Anyway, I’m really excited about the series. I just feel a bit anxious because I haven’t started creating the videos. Like I said, if I don’t make $3600 (in revenue)  next year, I will probably hang it up. I might try something different. Or I might take a year off and then come back to astrology or go into something else. I know other modalities. So I don’t have to stick with astrology. I just really like it.

Election 2020: Still bummed Julian Castro wasn’t at the debate. How dare Gabbard and Steyer be there, but not Castro? I loved the moderators. I feel like Kamala stood out the most (in a good way). Yang didn’t get much time. Booker was funny and made two good points (not that I was counting). Biden wasn’t good, but who cares? He could shoot someone on 5th avenue and still… 

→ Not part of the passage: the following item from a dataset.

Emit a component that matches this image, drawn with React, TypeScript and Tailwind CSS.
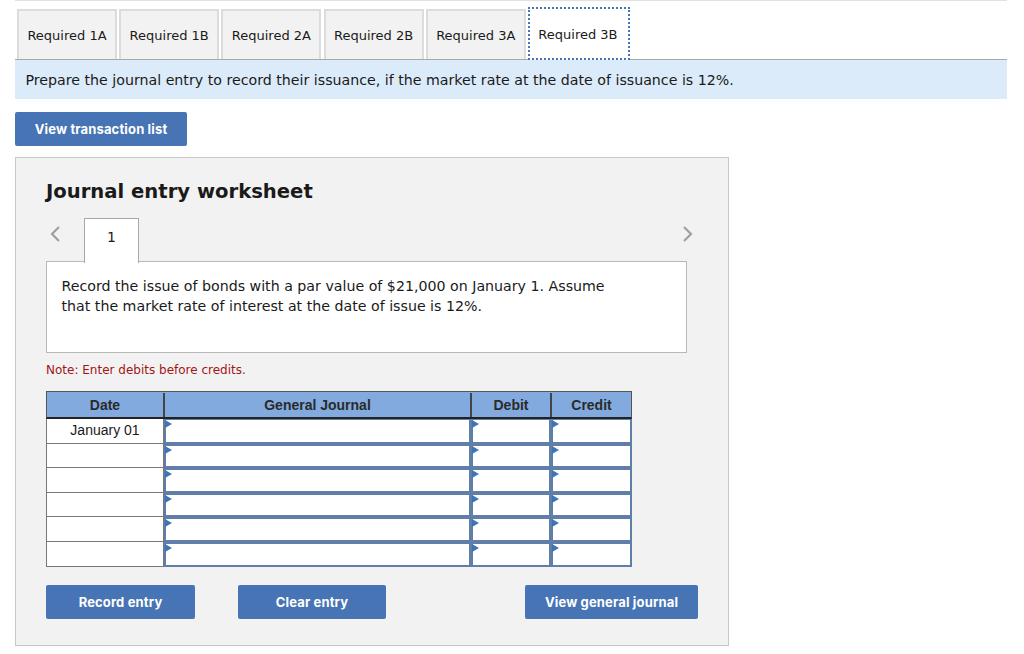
const tabs = ["Required 1A", "Required 1B", "Required 2A", "Required 2B", "Required 3A"];
const rows = ["January 01", "", "", "", "", ""];

function Cell({ thick }: { thick: boolean }) {
  return (
    <div className={`relative h-full border-x-2 border-b-2 border-[#5f7fa8] bg-white ${thick ? "border-t-2" : "border-t"}`}>
      <span className="absolute left-[-1px] top-0 h-0 w-0 border-y-[4px] border-l-[7px] border-y-transparent border-l-[#3f74bb]" />
    </div>
  );
}

function ActionButton({ label, width }: { label: string; width: string }) {
  return (
    <button className={`h-[34px] rounded-[2px] bg-[#4674b4] pt-[2px] font-['Inter',sans-serif] text-[13px] font-bold tracking-[0.15px] text-white ${width}`}>
      {label}
    </button>
  );
}

export default function App() {
  return (
    <div className="h-[654px] w-[1024px] overflow-hidden bg-white pl-[15px] font-['DejaVu_Sans',Verdana,sans-serif] text-[#1a1a1a]">
      <div className="w-[992px]">
        <div className="h-px bg-[#e2e2e2]" />

        {/* Tabs */}
        <div className="flex h-[59px] items-end gap-[2.2px] border-b border-[#a8a8a8] pl-[2px]">
          {tabs.map((t) => (
            <div key={t} className="flex h-[50px] w-[100px] items-center justify-center border-2 border-b-0 border-[#dcdcdc] bg-[#f2f2f2] pt-px text-[13px]">
              {t}
            </div>
          ))}
          <div className="relative top-px flex h-[53px] w-[102px] items-center justify-center border-2 border-dotted border-[#4674b4] bg-white pr-[2px] pt-[3px] text-[13px]">
            Required 3B
          </div>
        </div>

        <div className="flex h-[39px] items-center bg-[#dcebf9] pl-[10.5px] pt-[2px] text-[14.2px]">
          Prepare the journal entry to record their issuance, if the market rate at the date of issuance is 12%.
        </div>

        <button className="mt-[13px] block h-[34px] w-[172px] rounded-[2px] bg-[#4674b4] pt-[2px] font-['Inter',sans-serif] text-[13px] font-bold tracking-[0.15px] text-white">
          View transaction list
        </button>

        {/* Worksheet */}
        <div className="mt-[11px] h-[489px] w-[714px] border border-[#c8c8c8] bg-[#f2f2f2] pl-[30px] pt-[20px]">
          <h2 className="text-[19.6px] font-bold leading-[28px] text-[#1a1a1a]">Journal entry worksheet</h2>

          <div className="relative mt-[12px] h-[43px] w-[641px]">
            <svg className="absolute left-[3px] top-[7px]" width="12" height="18" viewBox="0 0 12 18" fill="none">
              <path d="M10 2 3 9l7 7" stroke="#a0a0a0" strokeWidth="2.2" />
            </svg>
            <svg className="absolute right-[-7px] top-[7px]" width="12" height="18" viewBox="0 0 12 18" fill="none">
              <path d="m2 2 7 7-7 7" stroke="#a0a0a0" strokeWidth="2.2" />
            </svg>
            <div className="absolute left-[38px] top-0 z-10 flex h-[45px] w-[55px] items-center justify-center border border-b-0 border-[#a8a8a8] bg-white pb-[7px] text-[14px]">
              1
            </div>
          </div>

          <div className="h-[92px] w-[641px] border border-[#b8b8b8] bg-white pl-[14.5px] pr-[70px] pt-[15px] text-[14.2px] leading-[19.5px]">
            Record the issue of bonds with a par value of $21,000 on January 1. Assume that the market rate of interest at the date of issue is 12%.
          </div>

          <p className="mt-[9px] text-[12px] leading-[16px] text-[#a31515]">Note: Enter debits before credits.</p>

          {/* Table */}
          <div className="mt-[13px] w-[586px] font-['Liberation_Sans',Arial,sans-serif] text-[14px]">
            <div className="grid h-[28px] grid-cols-[116px_307px_80px_81px] border border-[#555] border-b-2 border-b-[#222] bg-[#82aade] pt-px font-bold text-[#2a2a2a]">
              <div className="flex items-center justify-center">Date</div>
              <div className="flex items-center justify-center border-l-2 border-[#444]">General Journal</div>
              <div className="flex items-center justify-center border-l-2 border-[#444]">Debit</div>
              <div className="flex items-center justify-center border-l-2 border-[#444]">Credit</div>
            </div>
            {rows.map((date, i) => (
              <div key={i} className="grid h-[24.6px] grid-cols-[118px_307px_80px_81px]">
                <div className="flex items-center justify-center border-x border-b border-[#777] bg-white">{date}</div>
                <Cell thick={i > 0} />
                <Cell thick={i > 0} />
                <Cell thick={i > 0} />
              </div>
            ))}
          </div>

          <div className="mt-[18px] flex w-[652px] justify-between">
            <ActionButton label="Record entry" width="w-[149px]" />
            <div className="ml-[-96px]">
              <ActionButton label="Clear entry" width="w-[148px]" />
            </div>
            <ActionButton label="View general journal" width="w-[173px]" />
          </div>
        </div>
      </div>
    </div>
  );
}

I really enjoyed it overall. I watch the news too much to find it informative. I’m glad they didn’t spend too much time debating healthcare.

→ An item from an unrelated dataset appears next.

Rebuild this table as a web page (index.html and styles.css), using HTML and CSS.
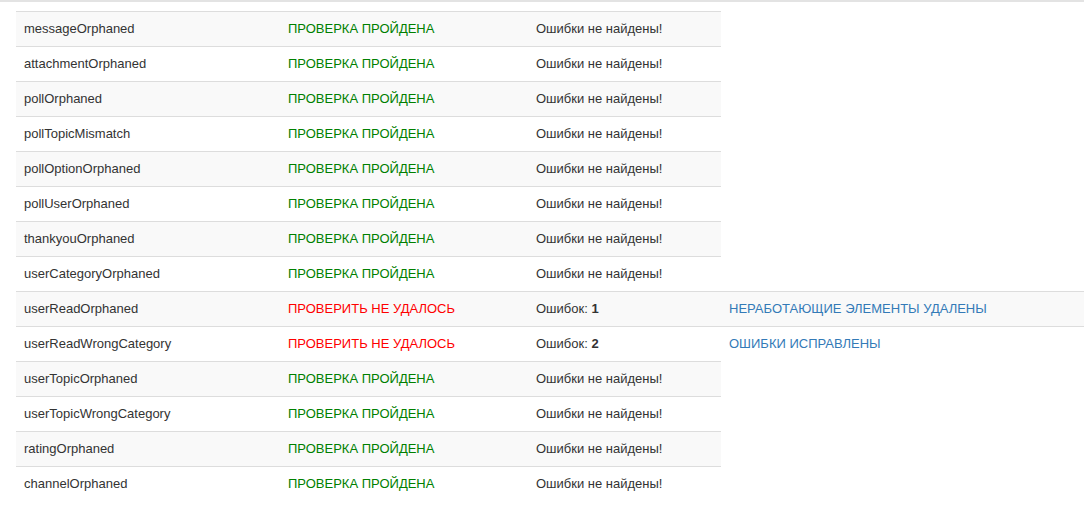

I don’t care about Trump, so whatever. I did watch about 50-60% of the impeachment hearings. I found that informative because usually when Trump is mentioned, I tune out.

This week I…

Music of the week: James Arthur, Tanya Tucker, Lana Del Rey, Ariana Grande, Sara Bareilles, Carly Rae Jepsen, India.Arie, Jessie Ware

I’ve been listening to Sirius/XM radio, so these results aren’t exactly accurate. (I can’t track what I listen to on there).  I have a FREE 3 month trial to Sirius. I plan to enjoy every second before I cancel.

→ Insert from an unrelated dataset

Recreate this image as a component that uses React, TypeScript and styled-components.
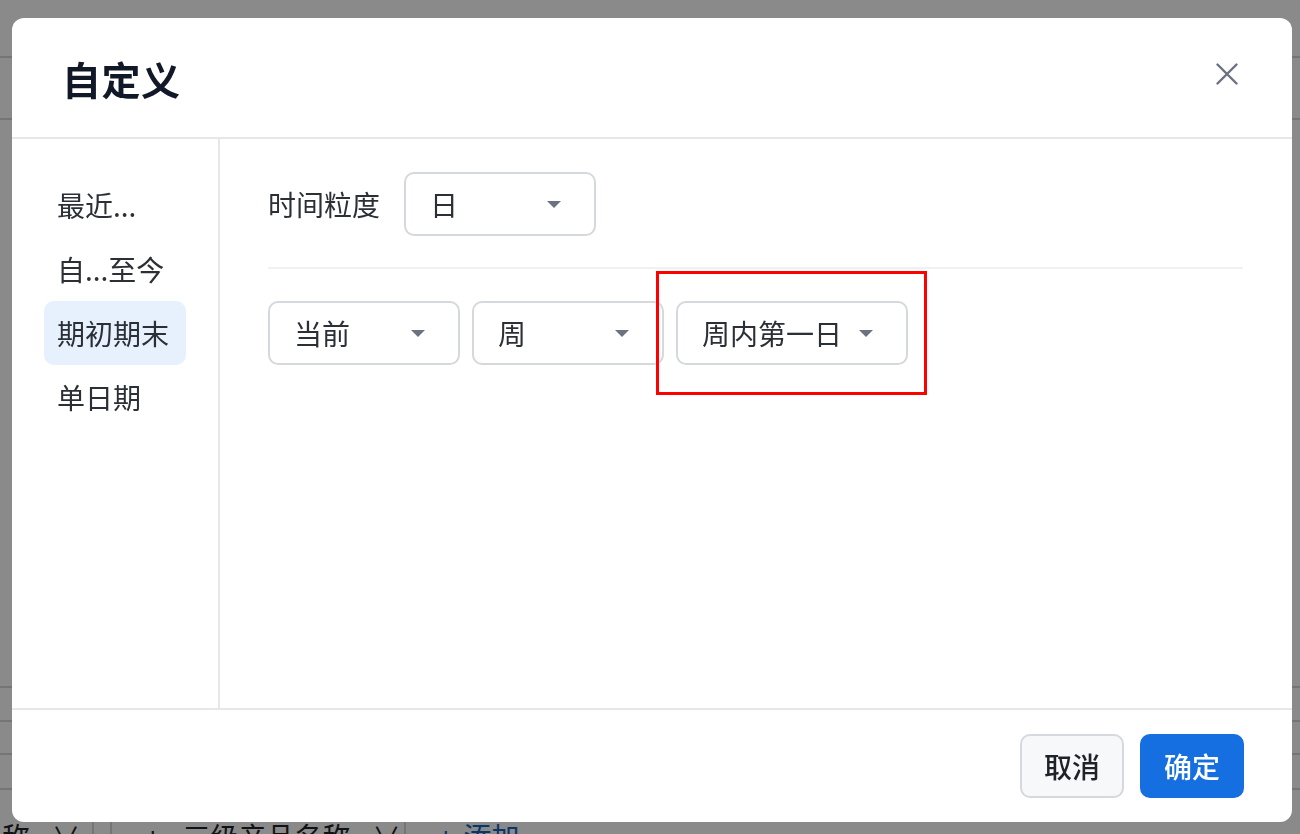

TV of the week:  This Is Us, RHoP

Podcasts of the week: Don’t Talk to Strangers, Polyvagal Podcast, So You Wanna Be a Witch, Crimelines,

Books of the week: 

  • Her One Mistake by Heidi Parks – Liking this more than I thought. Well written
  • The Good Guy by Dean Koontz  – not sure I’m going to finish this. But his books do sometimes start slow. I just don’t have the patience for slow starts right now.
  • Letting Go by David Hawkins

Weekend Plans: – I worked for free at my day time. Then I worked on my biz. So basically working. I have astrology class tomorrow, so I will get some knitting done. 😉 I love that I can knit and pay attention. I’m just thankful that I may not have to get a part-time job. I need time to see if I can make revenue.